## Task to complete
Your task is to copy the listing exactly, with the pictures left out.
+-------+
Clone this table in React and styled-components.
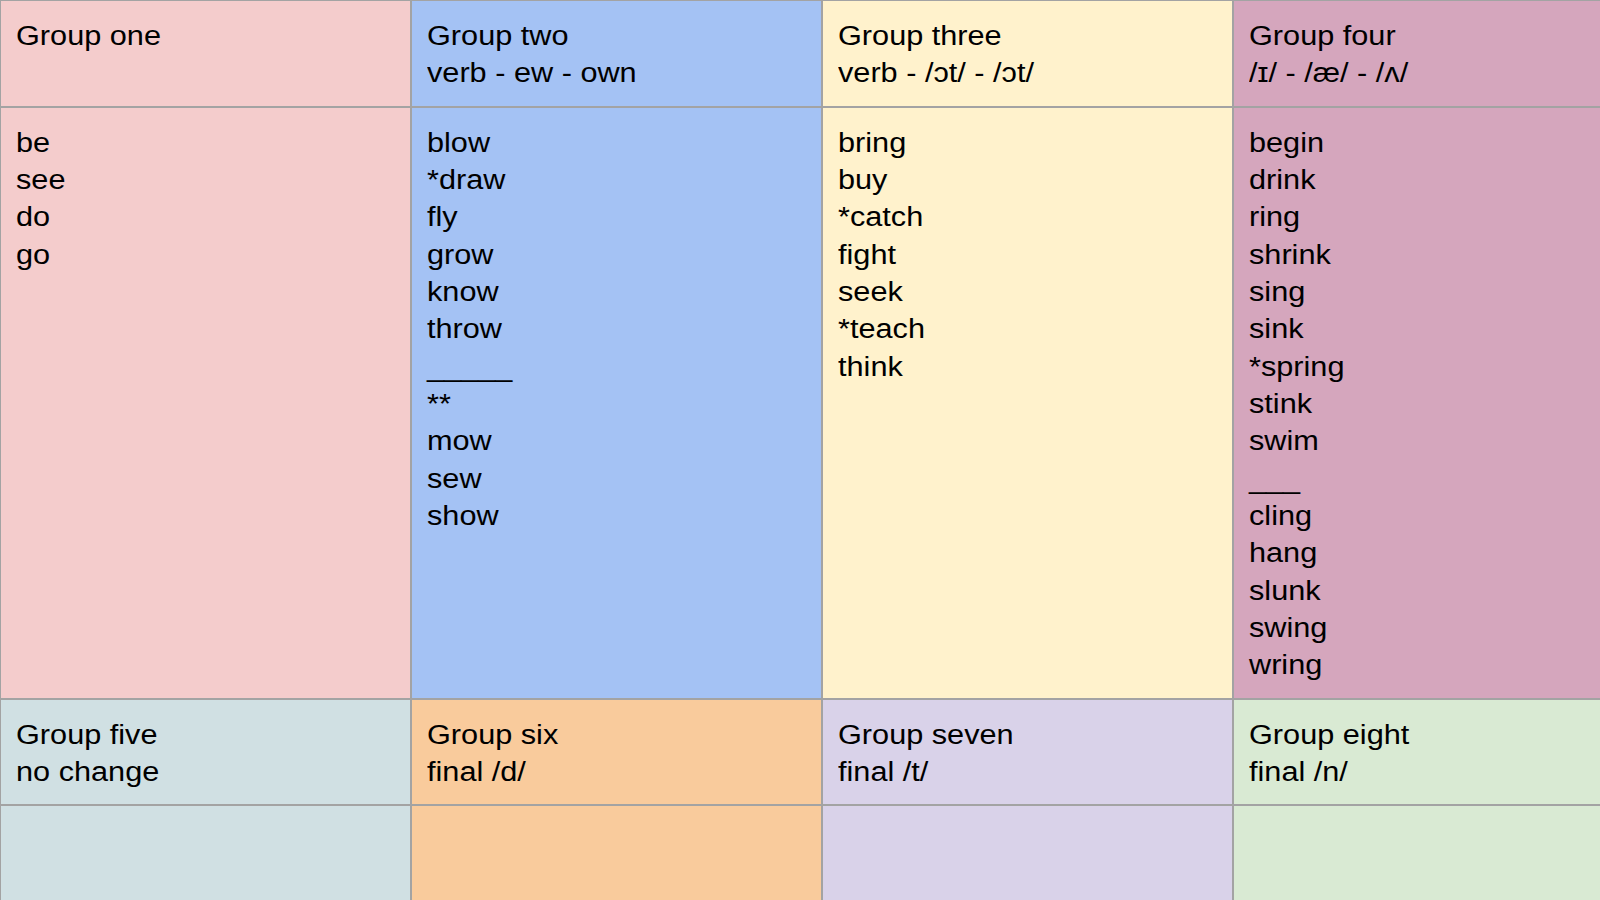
import styled, { createGlobalStyle } from "styled-components";

const GlobalStyle = createGlobalStyle`
  html, body {
    margin: 0;
    padding: 0;
    background: #ffffff;
    overflow: hidden;
  }
`;

const Page = styled.div`
  width: 1600px;
  height: 900px;
  overflow: hidden;
`;

// the slide table is wider than the window, so the last column is cut off
const Table = styled.div`
  display: grid;
  grid-template-columns: repeat(4, 411px);
  grid-auto-rows: auto;
  width: max-content;
  border-top: 1px solid #a3a3a3;
  border-left: 1px solid #a3a3a3;
`;

const Cell = styled.div`
  box-sizing: border-box;
  background: ${(p) => p.$bg};
  border-right: 2px solid #a3a3a3;
  border-bottom: 2px solid #a3a3a3;
  padding: 17px 16px 13px 15px;
  min-height: ${(p) => (p.$tall ? "200px" : "0")};
  font-family: "Liberation Sans", Arial, sans-serif;
  font-size: 27px;
  line-height: 37.33px;
  color: #000000;
`;

// text in the reference is rendered a little wide
const Lines = styled.div`
  transform: scaleX(1.136);
  transform-origin: left top;
  white-space: pre;
`;

const Line = styled.div`
  height: 37.33px;
`;

const colors = {
  one: "#f4cccc",
  two: "#a4c2f4",
  three: "#fff2cc",
  four: "#d5a6bd",
  five: "#d0e0e3",
  six: "#f9cb9c",
  seven: "#d9d2e9",
  eight: "#d9ead3",
};

const topGroups = [
  {
    key: "one",
    head: ["Group one"],
    words: ["be", "see", "do", "go"],
  },
  {
    key: "two",
    head: ["Group two", "verb - ew - own"],
    words: ["blow", "*draw", "fly", "grow", "know", "throw", "_____", "**", "mow", "sew", "show"],
  },
  {
    key: "three",
    head: ["Group three", "verb - /ɔt/ - /ɔt/"],
    words: ["bring", "buy", "*catch", "fight", "seek", "*teach", "think"],
  },
  {
    key: "four",
    head: ["Group four", "/ɪ/ - /æ/ - /ʌ/"],
    words: [
      "begin", "drink", "ring", "shrink", "sing", "sink", "*spring", "stink", "swim",
      "___", "cling", "hang", "slunk", "swing", "wring",
    ],
  },
];

const bottomGroups = [
  { key: "five", head: ["Group five", "no change"] },
  { key: "six", head: ["Group six", "final /d/"] },
  { key: "seven", head: ["Group seven", "final /t/"] },
  { key: "eight", head: ["Group eight", "final /n/"] },
];

function TextBlock({ lines }) {
  return (
    <Lines>
      {lines.map((l, i) => (
        <Line key={i}>{l}</Line>
      ))}
    </Lines>
  );
}

export default function App() {
  return (
    <Page>
      <GlobalStyle />
      <Table>
        {topGroups.map((g) => (
          <Cell key={g.key + "-h"} $bg={colors[g.key]}>
            <TextBlock lines={g.head} />
          </Cell>
        ))}
        {topGroups.map((g) => (
          <Cell key={g.key + "-b"} $bg={colors[g.key]}>
            <TextBlock lines={g.words} />
          </Cell>
        ))}
        {bottomGroups.map((g) => (
          <Cell key={g.key + "-h"} $bg={colors[g.key]}>
            <TextBlock lines={g.head} />
          </Cell>
        ))}
        {bottomGroups.map((g) => (
          <Cell key={g.key + "-b"} $bg={colors[g.key]} $tall />
        ))}
      </Table>
    </Page>
  );
}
+-------+
## Worked solution
Clone this table in React and styled-components.
import styled, { createGlobalStyle } from "styled-components";

const GlobalStyle = createGlobalStyle`
  html, body {
    margin: 0;
    padding: 0;
    background: #ffffff;
    overflow: hidden;
  }
`;

const Page = styled.div`
  width: 1600px;
  height: 900px;
  overflow: hidden;
`;

// the slide table is wider than the window, so the last column is cut off
const Table = styled.div`
  display: grid;
  grid-template-columns: repeat(4, 411px);
  grid-auto-rows: auto;
  width: max-content;
  border-top: 1px solid #a3a3a3;
  border-left: 1px solid #a3a3a3;
`;

const Cell = styled.div`
  box-sizing: border-box;
  background: ${(p) => p.$bg};
  border-right: 2px solid #a3a3a3;
  border-bottom: 2px solid #a3a3a3;
  padding: 17px 16px 13px 15px;
  min-height: ${(p) => (p.$tall ? "200px" : "0")};
  font-family: "Liberation Sans", Arial, sans-serif;
  font-size: 27px;
  line-height: 37.33px;
  color: #000000;
`;

// text in the reference is rendered a little wide
const Lines = styled.div`
  transform: scaleX(1.136);
  transform-origin: left top;
  white-space: pre;
`;

const Line = styled.div`
  height: 37.33px;
`;

const colors = {
  one: "#f4cccc",
  two: "#a4c2f4",
  three: "#fff2cc",
  four: "#d5a6bd",
  five: "#d0e0e3",
  six: "#f9cb9c",
  seven: "#d9d2e9",
  eight: "#d9ead3",
};

const topGroups = [
  {
    key: "one",
    head: ["Group one"],
    words: ["be", "see", "do", "go"],
  },
  {
    key: "two",
    head: ["Group two", "verb - ew - own"],
    words: ["blow", "*draw", "fly", "grow", "know", "throw", "_____", "**", "mow", "sew", "show"],
  },
  {
    key: "three",
    head: ["Group three", "verb - /ɔt/ - /ɔt/"],
    words: ["bring", "buy", "*catch", "fight", "seek", "*teach", "think"],
  },
  {
    key: "four",
    head: ["Group four", "/ɪ/ - /æ/ - /ʌ/"],
    words: [
      "begin", "drink", "ring", "shrink", "sing", "sink", "*spring", "stink", "swim",
      "___", "cling", "hang", "slunk", "swing", "wring",
    ],
  },
];

const bottomGroups = [
  { key: "five", head: ["Group five", "no change"] },
  { key: "six", head: ["Group six", "final /d/"] },
  { key: "seven", head: ["Group seven", "final /t/"] },
  { key: "eight", head: ["Group eight", "final /n/"] },
];

function TextBlock({ lines }) {
  return (
    <Lines>
      {lines.map((l, i) => (
        <Line key={i}>{l}</Line>
      ))}
    </Lines>
  );
}

export default function App() {
  return (
    <Page>
      <GlobalStyle />
      <Table>
        {topGroups.map((g) => (
          <Cell key={g.key + "-h"} $bg={colors[g.key]}>
            <TextBlock lines={g.head} />
          </Cell>
        ))}
        {topGroups.map((g) => (
          <Cell key={g.key + "-b"} $bg={colors[g.key]}>
            <TextBlock lines={g.words} />
          </Cell>
        ))}
        {bottomGroups.map((g) => (
          <Cell key={g.key + "-h"} $bg={colors[g.key]}>
            <TextBlock lines={g.head} />
          </Cell>
        ))}
        {bottomGroups.map((g) => (
          <Cell key={g.key + "-b"} $bg={colors[g.key]} $tall />
        ))}
      </Table>
    </Page>
  );
}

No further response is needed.